Education and Knowledge is the First and Most Important Investment
I once heard a quote when I first began my pursuit of financial independence and it really resonated with me. Unfortunately, I cant remember exactly where I heard it from because it was years ago. But it went something like:
By learning about something, you gain control over it. When it comes to money, those who don’t understand it don’t have control over it. It often controls them as they exchange time for money. On the contrary, those who understand money have control over it and learn how to make money with money. In turn, they gain control over their time and freedom.
It could be from one of the Rich Dad, Poor Dad books but they all start to blend together. On a side note, if you haven’t read Rich Dad, Poor Dad it’s highly recommended.
In this case, the relentless pursuit of knowledge is the first investment successful investors make.
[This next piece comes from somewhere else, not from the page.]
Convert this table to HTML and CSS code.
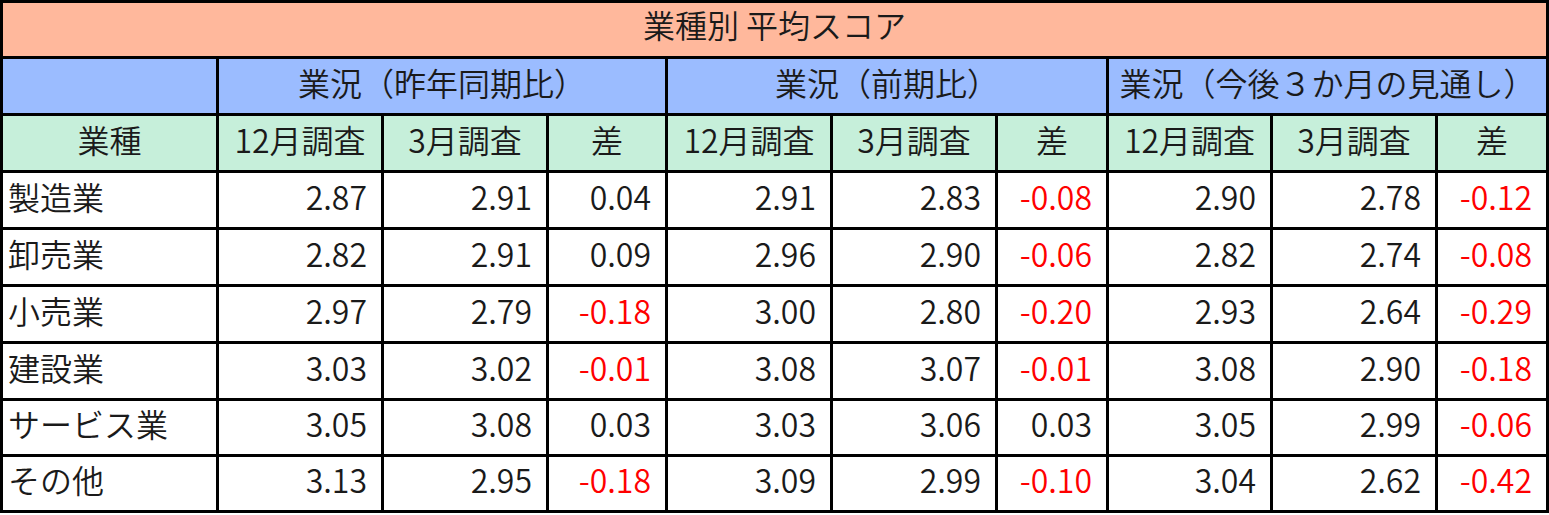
FILE: index.html
```html
<!DOCTYPE html>
<html lang="ja">
<head>
<meta charset="utf-8">
<title>業種別 平均スコア</title>
<link rel="stylesheet" href="styles.css">
</head>
<body>
<div class="table">
  <div class="cell title span-all">業種別 平均スコア</div>

  <div class="cell group"></div>
  <div class="cell group span3">業況（昨年同期比）</div>
  <div class="cell group span3">業況（前期比）</div>
  <div class="cell group span3">業況（今後３か月の見通し）</div>

  <div class="cell head">業種</div>
  <div class="cell head">12月調査</div>
  <div class="cell head">3月調査</div>
  <div class="cell head">差</div>
  <div class="cell head">12月調査</div>
  <div class="cell head">3月調査</div>
  <div class="cell head">差</div>
  <div class="cell head">12月調査</div>
  <div class="cell head">3月調査</div>
  <div class="cell head">差</div>

  <div class="cell name">製造業</div>
  <div class="cell num">2.87</div><div class="cell num">2.91</div><div class="cell num">0.04</div>
  <div class="cell num">2.91</div><div class="cell num">2.83</div><div class="cell num neg">-0.08</div>
  <div class="cell num">2.90</div><div class="cell num">2.78</div><div class="cell num neg">-0.12</div>

  <div class="cell name">卸売業</div>
  <div class="cell num">2.82</div><div class="cell num">2.91</div><div class="cell num">0.09</div>
  <div class="cell num">2.96</div><div class="cell num">2.90</div><div class="cell num neg">-0.06</div>
  <div class="cell num">2.82</div><div class="cell num">2.74</div><div class="cell num neg">-0.08</div>

  <div class="cell name">小売業</div>
  <div class="cell num">2.97</div><div class="cell num">2.79</div><div class="cell num neg">-0.18</div>
  <div class="cell num">3.00</div><div class="cell num">2.80</div><div class="cell num neg">-0.20</div>
  <div class="cell num">2.93</div><div class="cell num">2.64</div><div class="cell num neg">-0.29</div>

  <div class="cell name">建設業</div>
  <div class="cell num">3.03</div><div class="cell num">3.02</div><div class="cell num neg">-0.01</div>
  <div class="cell num">3.08</div><div class="cell num">3.07</div><div class="cell num neg">-0.01</div>
  <div class="cell num">3.08</div><div class="cell num">2.90</div><div class="cell num neg">-0.18</div>

  <div class="cell name">サービス業</div>
  <div class="cell num">3.05</div><div class="cell num">3.08</div><div class="cell num">0.03</div>
  <div class="cell num">3.03</div><div class="cell num">3.06</div><div class="cell num">0.03</div>
  <div class="cell num">3.05</div><div class="cell num">2.99</div><div class="cell num neg">-0.06</div>

  <div class="cell name">その他</div>
  <div class="cell num">3.13</div><div class="cell num">2.95</div><div class="cell num neg">-0.18</div>
  <div class="cell num">3.09</div><div class="cell num">2.99</div><div class="cell num neg">-0.10</div>
  <div class="cell num">3.04</div><div class="cell num">2.62</div><div class="cell num neg">-0.42</div>
</div>
</body>
</html>
```

FILE: styles.css
```css
html, body {
  margin: 0;
  padding: 0;
  background: #ffffff;
}

.table {
  display: grid;
  grid-template-columns: 213px 162px 162px 116px 162px 162px 108px 161px 162px 108px;
  grid-template-rows: 53px 54px 54px 54px 54px 54px 54px 53px 53px;
  gap: 3px;
  padding: 3px;
  width: max-content;
  background: #000000;
  font-family: "Noto Sans CJK JP", "Noto Sans", sans-serif;
  font-size: 32px;
  font-weight: 350;
  color: #1a1a1a;
}

.cell {
  display: flex;
  align-items: center;
  justify-content: center;
  box-sizing: border-box;
  padding-bottom: 9px;
  background: #ffffff;
  white-space: nowrap;
  overflow: visible;
  line-height: 1;
}

.span-all {
  grid-column: 1 / -1;
}

.span3 {
  grid-column: span 3;
}

.title {
  background: #ffb89c;
  padding-bottom: 12px;
}

.group {
  background: #9bbcff;
}

.head {
  background: #c6efda;
}

.name {
  justify-content: flex-start;
  padding-left: 5px;
}

.num {
  justify-content: flex-end;
  padding-right: 14px;
}

.neg {
  color: #ff0000;
}
```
Many “investors”, speculators, or “traders” will seek for individuals to tell them what to buy and sell. But, this isn’t a winning strategy long term and will inevitably lead to a destruction of wealth. It takes time and work to learn and a few of the most important topics to understand can be:
Income statement
Balance sheet
Cash flow statement
The usage of debt, as an asset, for real estate
Options strategies (to manage risk)
Hedging
Economics both Micro and Macro
Human psychology
Valuing a business
Business structure and roles
There’s many more topics I could list and it’s constantly an ongoing process of learning, growing, changing and adapting to an ever changing environment. The concept of money goes much further beyond, “put your money here and get xyz return”. It’s the concept of how the world works, functions, and moves. It is literally the most important aspect in our modern civilization and it’s not taught in schools or sought to be understood.
Investors dedicate their life to learning how the world itself works, how business functions, how people get paid or why politicians are making the choices they do. The important thing to know is that 54% of Americans live paycheck to paycheck and this is a REAL PROBLEM. This is directly correlated to the lack of education. The gap in this education is exactly why investors always invest first in their mind before investing into a business, crypto or real estate.
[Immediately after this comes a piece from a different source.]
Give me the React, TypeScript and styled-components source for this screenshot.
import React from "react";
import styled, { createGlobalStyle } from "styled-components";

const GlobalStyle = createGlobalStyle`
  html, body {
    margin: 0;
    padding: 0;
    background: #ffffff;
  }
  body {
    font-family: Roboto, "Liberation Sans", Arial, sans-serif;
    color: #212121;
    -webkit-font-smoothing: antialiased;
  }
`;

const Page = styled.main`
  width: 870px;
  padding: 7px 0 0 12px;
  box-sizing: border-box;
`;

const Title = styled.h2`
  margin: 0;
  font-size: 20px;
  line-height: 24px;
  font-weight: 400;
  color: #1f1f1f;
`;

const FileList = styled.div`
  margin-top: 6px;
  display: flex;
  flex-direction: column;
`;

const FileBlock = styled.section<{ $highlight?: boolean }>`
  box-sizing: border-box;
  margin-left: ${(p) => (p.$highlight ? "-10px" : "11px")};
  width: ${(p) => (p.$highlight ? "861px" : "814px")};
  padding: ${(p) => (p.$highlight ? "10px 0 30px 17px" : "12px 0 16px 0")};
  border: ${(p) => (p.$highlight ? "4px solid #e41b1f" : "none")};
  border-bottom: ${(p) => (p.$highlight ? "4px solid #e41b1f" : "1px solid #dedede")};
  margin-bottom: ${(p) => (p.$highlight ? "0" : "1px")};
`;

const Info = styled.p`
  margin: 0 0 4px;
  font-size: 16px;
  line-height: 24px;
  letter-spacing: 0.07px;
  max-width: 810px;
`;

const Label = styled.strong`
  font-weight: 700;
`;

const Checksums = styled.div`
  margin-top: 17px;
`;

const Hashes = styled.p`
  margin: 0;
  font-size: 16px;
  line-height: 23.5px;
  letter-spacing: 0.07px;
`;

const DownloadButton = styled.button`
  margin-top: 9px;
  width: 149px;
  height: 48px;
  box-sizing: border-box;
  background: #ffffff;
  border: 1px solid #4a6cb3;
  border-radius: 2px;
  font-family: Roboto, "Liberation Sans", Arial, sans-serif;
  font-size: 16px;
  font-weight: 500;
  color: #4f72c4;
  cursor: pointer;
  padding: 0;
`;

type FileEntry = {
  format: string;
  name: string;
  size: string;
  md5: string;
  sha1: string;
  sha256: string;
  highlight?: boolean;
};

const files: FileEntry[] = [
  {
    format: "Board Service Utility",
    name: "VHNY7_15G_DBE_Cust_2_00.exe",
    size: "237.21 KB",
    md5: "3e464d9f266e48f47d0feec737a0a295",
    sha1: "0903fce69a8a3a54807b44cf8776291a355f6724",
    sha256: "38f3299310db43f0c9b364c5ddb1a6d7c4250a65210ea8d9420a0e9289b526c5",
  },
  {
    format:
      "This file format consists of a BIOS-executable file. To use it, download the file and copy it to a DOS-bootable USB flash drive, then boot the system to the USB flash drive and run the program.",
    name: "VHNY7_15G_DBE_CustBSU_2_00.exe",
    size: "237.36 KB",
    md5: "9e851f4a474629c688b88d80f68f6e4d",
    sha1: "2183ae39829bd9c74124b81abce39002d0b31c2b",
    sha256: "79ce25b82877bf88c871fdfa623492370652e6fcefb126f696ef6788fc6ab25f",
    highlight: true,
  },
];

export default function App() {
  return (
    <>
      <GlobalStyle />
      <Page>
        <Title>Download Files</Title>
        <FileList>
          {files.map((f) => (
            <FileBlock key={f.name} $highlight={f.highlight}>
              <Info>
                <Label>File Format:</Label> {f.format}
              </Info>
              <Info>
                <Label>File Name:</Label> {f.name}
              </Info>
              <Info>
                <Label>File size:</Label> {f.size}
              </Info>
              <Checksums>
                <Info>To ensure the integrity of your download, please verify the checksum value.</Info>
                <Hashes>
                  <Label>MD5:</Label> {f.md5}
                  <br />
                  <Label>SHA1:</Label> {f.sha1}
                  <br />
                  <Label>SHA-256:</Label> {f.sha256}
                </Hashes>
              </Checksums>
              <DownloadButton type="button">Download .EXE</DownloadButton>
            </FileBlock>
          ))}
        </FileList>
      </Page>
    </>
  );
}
It takes an extraordinary amount of time, effort and energy in the short run. This is where we go back to the characteristics of an investor. In order to take control of your financial destiny, you must learn and that process of learning is a continuous behavior. The behavior and mindset of the investor is truly what defines success and failure over the long term. In the long term, this pursuit of education pays dividends compared to any sort of immediate return you could make in stocks, crypto, or real estate.
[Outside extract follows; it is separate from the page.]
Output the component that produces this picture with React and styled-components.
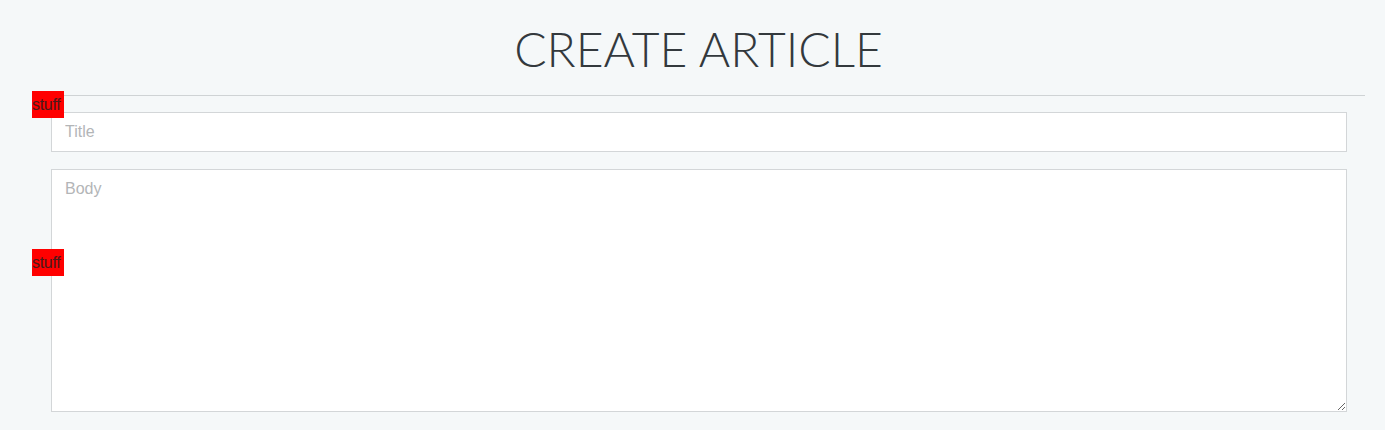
import React from 'react'
import styled, { createGlobalStyle } from 'styled-components'

const GlobalStyle = createGlobalStyle`
  html, body {
    margin: 0;
    padding: 0;
    background: #f5f8f9;
  }
  body {
    font-family: "Liberation Sans", Arial, sans-serif;
  }
`

const Page = styled.div`
  height: 430px;
  padding: 0 20px 0 32px;
  box-sizing: border-box;
  overflow: hidden;
`

const Header = styled.header`
  padding: 19px 0 16px;
  border-bottom: 1px solid #cfd3d5;
`

const Heading = styled.h1`
  margin: 0;
  text-align: center;
  font-family: Lato, "Noto Sans", sans-serif;
  font-weight: 300;
  font-size: 48px;
  line-height: 60px;
  color: #33393d;
`

const Form = styled.form`
  display: flex;
  flex-direction: column;
  gap: 17px;
  padding: 16px 18px 0 19px;
`

const Field = styled.div`
  position: relative;
`

// red debug tags that sit over the fields
const Tag = styled.label`
  position: absolute;
  left: -19px;
  top: ${p => p.$top}px;
  z-index: 1;
  background: #ff0000;
  color: #4a1a1a;
  font-size: 16px;
  line-height: 27px;
  width: 32px;
  overflow: hidden;
  white-space: nowrap;
  letter-spacing: -0.3px;
`

const TextInput = styled.input`
  display: block;
  width: 100%;
  height: 40px;
  box-sizing: border-box;
  border: 1px solid #d3d6d8;
  background: #fff;
  padding: 0 13px;
  font-family: "Liberation Sans", Arial, sans-serif;
  font-size: 16px;
  color: #333;
  outline: none;

  &::placeholder {
    color: #b3b5b7;
  }
`

const TextArea = styled.textarea`
  display: block;
  width: 100%;
  height: 243px;
  box-sizing: border-box;
  border: 1px solid #d3d6d8;
  background: #fff;
  padding: 10px 13px;
  font-family: "Liberation Sans", Arial, sans-serif;
  font-size: 16px;
  color: #333;
  outline: none;
  margin: 0;

  &::placeholder {
    color: #b3b5b7;
  }
`

export default function App() {
  return <Page>
    <GlobalStyle />
    <Header>
      <Heading>CREATE ARTICLE</Heading>
    </Header>
    <Form onSubmit={e => e.preventDefault()}>
      <Field>
        <Tag $top={-21}>stuff</Tag>
        <TextInput type="text" placeholder="Title" />
      </Field>
      <Field>
        <Tag $top={80}>stuff</Tag>
        <TextArea placeholder="Body" />
      </Field>
    </Form>
  </Page>
}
The Hidden Strategy Behind Scaling Your Portfolio
The hidden strategy is work, effort and a willingness to constantly improve. This is what is truly the difference between an investing course that teaches you how to read technicals or fundamentals in the financial markets.
What I am trying to say is that investing does require a pursuit of bettering oneself over the long term. It does require a change in the perception of volatility, risk, and the very way you think about money.
New investors should be seeking sources of education and not the “latest stock pick”
Experienced investors should always remember that their situation was made in a path of failure, mistakes, obstacles, loss and challenges. Only to selflessly pass the baton on to newer investors with education that will change someones life. Think of it as a way of giving back to a world that has given you so much.